Copy out each line that includes the word "styles".

* Begin *

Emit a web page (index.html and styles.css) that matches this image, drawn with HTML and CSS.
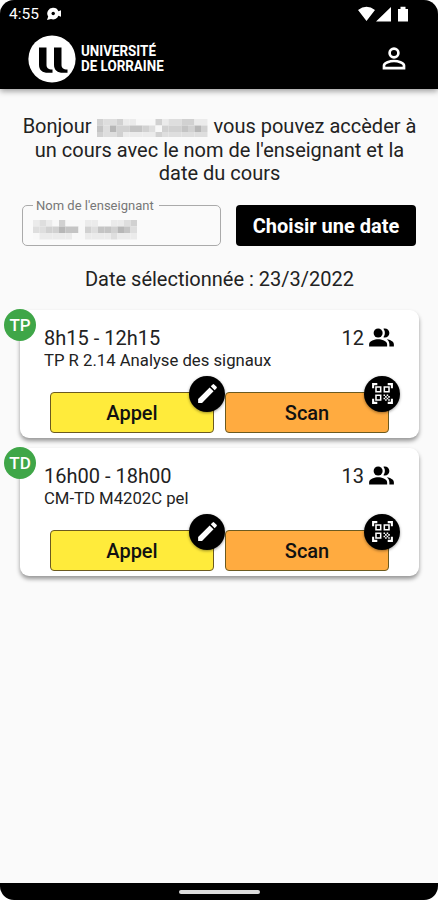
FILE: index.html
```html
<!DOCTYPE html>
<html lang="fr">
<head>
  <meta charset="UTF-8" />
  <meta name="viewport" content="width=device-width, initial-scale=1.0" />
  <title>Université de Lorraine</title>
  <link rel="stylesheet" href="styles.css">
</head>
<body>
  <!-- shared icons -->
  <svg class="defs" width="0" height="0">
    <symbol id="group" viewBox="0 0 24 24">
      <circle cx="9" cy="8" r="4"/>
      <path d="M9 13.500c-3 0-8 1.300-8 4.500v2h16v-2c0-3.200-5-4.500-8-4.500zM15 12c2.200 0 4-1.800 4-4s-1.800-4-4-4c-.5 0-.9.100-1.300.200A6 6 0 0 1 15 8a6 6 0 0 1-1.300 3.800c.4.100.8.200 1.300.200zM16.700 13.600C18 14.600 19 16 19 18v2h4v-2c0-2.500-3.300-3.900-6.300-4.400z"/>
    </symbol>
    <symbol id="edit" viewBox="0 0 24 24">
      <path d="M3 17.250V21h3.750L17.810 9.940l-3.750-3.750L3 17.250zM20.710 7.040a1 1 0 0 0 0-1.410l-2.340-2.340a1 1 0 0 0-1.410 0l-1.830 1.830 3.750 3.750 1.830-1.830z"/>
    </symbol>
    <symbol id="qr" viewBox="0 0 24 24">
      <path d="M9.500 6.500v3h-3v-3h3M11 5H5v6h6V5zM9.500 14.500v3h-3v-3h3M11 13H5v6h6v-6zM17.500 6.500v3h-3v-3h3M19 5h-6v6h6V5zM13 13h1.500v1.500H13V13zM14.500 14.500H16V16h-1.500v-1.500zM16 13h1.500v1.500H16V13zM13 16h1.500v1.500H13V16zM14.500 17.500H16V19h-1.500v-1.500zM16 16h1.500v1.500H16V16zM17.500 14.500H19V16h-1.500v-1.500zM17.500 17.500H19V19h-1.500v-1.500zM22 7h-2V4h-3V2h5v5zM22 22v-5h-2v3h-3v2h5zM2 22h5v-2H4v-3H2v5zM2 2v5h2V4h3V2H2z"/>
    </symbol>
  </svg>

  <div class="phone">
    <header class="header">
      <div class="status">
        <span>4:55</span>
        <svg class="notif" width="17" height="14" viewBox="0 0 17 14">
          <path d="M7 .8a5.600 5.600 0 0 1 5.400 3.400l2.600-1v6.600l-2.600-1A5.600 5.600 0 0 1 5 12l-4 1 1.200-3.500A5.600 5.600 0 0 1 7 .8z" fill="#fff"/>
          <circle cx="7.200" cy="6.500" r="1.700"/>
        </svg>
        <svg class="signals" width="52" height="17" viewBox="0 0 52 17">
          <path d="M0 4Q8.500-2.500 17 4L8.500 15zM18 15.500L33 1v14.500zM40 3h2.500V.8h5V3H50v12.500H40z" fill="#fff"/>
        </svg>
      </div>
      <div class="toolbar">
        <svg class="logo" width="48" height="48" viewBox="0 0 48 48">
          <circle cx="24" cy="24" r="23.600" fill="#fff"/>
          <path d="M11 12.500h7.500v17c0 3.500 1.500 5 6 5v3.200h-4.500c-5.500 0-9-2.500-9-8zM26 12.500h7.500v17c0 3.500 1.500 5 6 5v3.200H35c-5.500 0-9-2.500-9-8z"/>
        </svg>
        <div class="brand"><span>UNIVERSITÉ</span><span>DE LORRAINE</span></div>
        <svg class="user" width="32" height="32" viewBox="0 0 24 24" fill="none" stroke="#fff" stroke-width="2">
          <circle cx="12" cy="7.500" r="3.300"/>
          <path d="M4.500 18.900v-2c0-2 4.500-3.400 7.500-3.400s7.500 1.400 7.500 3.400v2z"/>
        </svg>
      </div>
    </header>

    <main>
      <p class="intro">Bonjour <svg class="masked" id="name" width="112" height="18"></svg> vous pouvez accèder à<br>un cours avec le nom de l'enseignant et la<br>date du cours</p>

      <div class="search">
        <fieldset class="field">
          <legend>Nom de l'enseignant</legend>
          <svg class="value" id="teacher" width="105" height="20"></svg>
        </fieldset>
        <button class="date-btn">Choisir une date</button>
      </div>

      <p class="selected">Date sélectionnée : 23/3/2022</p>

      <section class="card">
        <span class="tag">TP</span>
        <div class="info">
          <span class="hours">8h15 - 12h15</span>
          <span class="count">12 <svg class="group"><use href="#group"/></svg></span>
        </div>
        <div class="course">TP R 2.14 Analyse des signaux</div>
        <div class="actions">
          <button class="action appel">Appel<span class="round"><svg><use href="#edit"/></svg></span></button>
          <button class="action scan">Scan<span class="round"><svg><use href="#qr"/></svg></span></button>
        </div>
      </section>

      <section class="card">
        <span class="tag">TD</span>
        <div class="info">
          <span class="hours">16h00 - 18h00</span>
          <span class="count">13 <svg class="group"><use href="#group"/></svg></span>
        </div>
        <div class="course">CM-TD M4202C pel</div>
        <div class="actions">
          <button class="action appel">Appel<span class="round"><svg><use href="#edit"/></svg></span></button>
          <button class="action scan">Scan<span class="round"><svg><use href="#qr"/></svg></span></button>
        </div>
      </section>
    </main>

    <footer class="navbar"><div class="handle"></div></footer>
  </div>

  <script src="script.js"></script>
</body>
</html>
```

FILE: styles.css
```css
* {
  box-sizing: border-box;
}
body {
  margin: 0;
  background: #fff;
  font-family: Roboto, "Liberation Sans", sans-serif;
  color: #222;
}
.defs {
  position: absolute;
}
.phone {
  display: flex;
  flex-direction: column;
  height: 900px;
  background: #fafafa;
  border-radius: 14px;
  overflow: hidden;
}
.header {
  height: 89px;
  background: #000;
  color: #fff;
  box-shadow: 0 2px 6px rgba(0, 0, 0, 0.4);
}
.status {
  display: flex;
  align-items: center;
  height: 28px;
  padding: 0 28px 0 9px;
  font-size: 15.500px;
}
.notif {
  margin-left: 7px;
}
.signals {
  margin-left: auto;
}
.toolbar {
  display: flex;
  align-items: center;
  height: 61px;
  padding: 0 28px 0 28px;
}
.brand {
  display: flex;
  flex-direction: column;
  width: 84px;
  margin-left: 5px;
  font-size: 15.500px;
  font-weight: 700;
  line-height: 15px;
  transform: scaleX(0.865);
  transform-origin: left;
  white-space: nowrap;
}
.user {
  margin-left: auto;
}
main {
  flex: 1;
  padding: 26px 19px 0 20px;
}
p {
  margin: 0;
  text-align: center;
  white-space: nowrap;
}
.intro {
  font-size: 20px;
  line-height: 23.500px;
}
.masked {
  vertical-align: -4px;
}
.search {
  display: flex;
  gap: 15px;
  height: 48px;
  margin: 12px 3px 0 2px;
}
.field {
  width: 199px;
  height: 48px;
  margin: 0;
  padding: 0 0 0 10px;
  border: 1px solid #aaa;
  border-radius: 5px;
}
.field legend {
  padding: 0 5px 0 3px;
  font-size: 13px;
  line-height: 15px;
  color: #777;
}
.value {
  display: block;
  margin-top: 7px;
}
.date-btn {
  width: 180px;
  height: 41px;
  margin-top: 7px;
  padding: 2px 0 0;
  border: 0;
  border-radius: 4px;
  background: #000;
  color: #fff;
  font: 700 20px Roboto, sans-serif;
}
.selected {
  margin-top: 21px;
  font-size: 20px;
  line-height: 24px;
}
.card {
  position: relative;
  height: 128px;
  margin-top: 19px;
  padding: 16px 30px 0 24px;
  background: #fff;
  border-radius: 9px;
  box-shadow: 0 3px 4px rgba(0, 0, 0, 0.4);
}
.card + .card {
  margin-top: 10px;
}
.tag {
  position: absolute;
  top: -1px;
  left: -16px;
  width: 32px;
  height: 32px;
  border-radius: 50%;
  background: #3fa648;
  color: #fff;
  font-size: 17px;
  font-weight: 500;
  line-height: 32px;
  text-align: center;
}
.info {
  display: flex;
  justify-content: space-between;
  height: 25px;
  margin-right: -6px;
  font-size: 20px;
  line-height: 25px;
}
.count {
  display: flex;
  gap: 4px;
}
.group {
  width: 27px;
  height: 27px;
  margin-top: -2px;
  fill: #000;
}
.course {
  height: 20px;
  font-size: 16.700px;
  line-height: 20px;
  white-space: nowrap;
}
.actions {
  display: flex;
  gap: 11px;
  margin: 21px 0 0 6px;
}
.action {
  position: relative;
  width: 164px;
  height: 41px;
  padding: 1px 0 0;
  border: 1px solid #6b5a20;
  border-radius: 4px;
  color: #111;
  font: 500 20px Roboto, sans-serif;
}
.appel {
  background: #ffeb3b;
}
.scan {
  background: #ffab40;
}
.round {
  position: absolute;
  top: -17px;
  right: -12px;
  display: flex;
  align-items: center;
  justify-content: center;
  width: 36px;
  height: 36px;
  border-radius: 50%;
  background: #000;
  box-shadow: 0 1px 3px rgba(0, 0, 0, 0.4);
}
.round svg {
  width: 25px;
  height: 25px;
  fill: #fff;
}
.navbar {
  display: flex;
  justify-content: center;
  height: 17px;
  padding-top: 7px;
  background: #000;
}
.handle {
  width: 81px;
  height: 4px;
  border-radius: 2px;
  background: #ddd;
}
```

FILE: script.js
```js
// draws a masked name as grey blocks, one digit per block (0 = lightest)
function mask(id, rows, size) {
  const svg = document.getElementById(id);
  rows.forEach((row, y) => {
    [...row].forEach((level, x) => {
      const r = document.createElementNS("http://www.w3.org/2000/svg", "rect");
      const g = 248 - level * 13;
      r.setAttribute("x", x * size);
      r.setAttribute("y", y * size);
      r.setAttribute("width", size);
      r.setAttribute("height", size);
      r.setAttribute("fill", `rgb(${g},${g},${g})`);
      svg.appendChild(r);
    });
  });
}

mask("name", ["32231100031223311", "42533443203334353", "32231111132222222"], 6.5);
mask("teacher", ["1210300011001123", "2233544032443542", "0111110011112111"], 6.5);
```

* End *

Output for this task -
Emit a web page (index.html and styles.css) that matches this image, drawn with HTML and CSS.
  <link rel="stylesheet" href="styles.css">
FILE: styles.css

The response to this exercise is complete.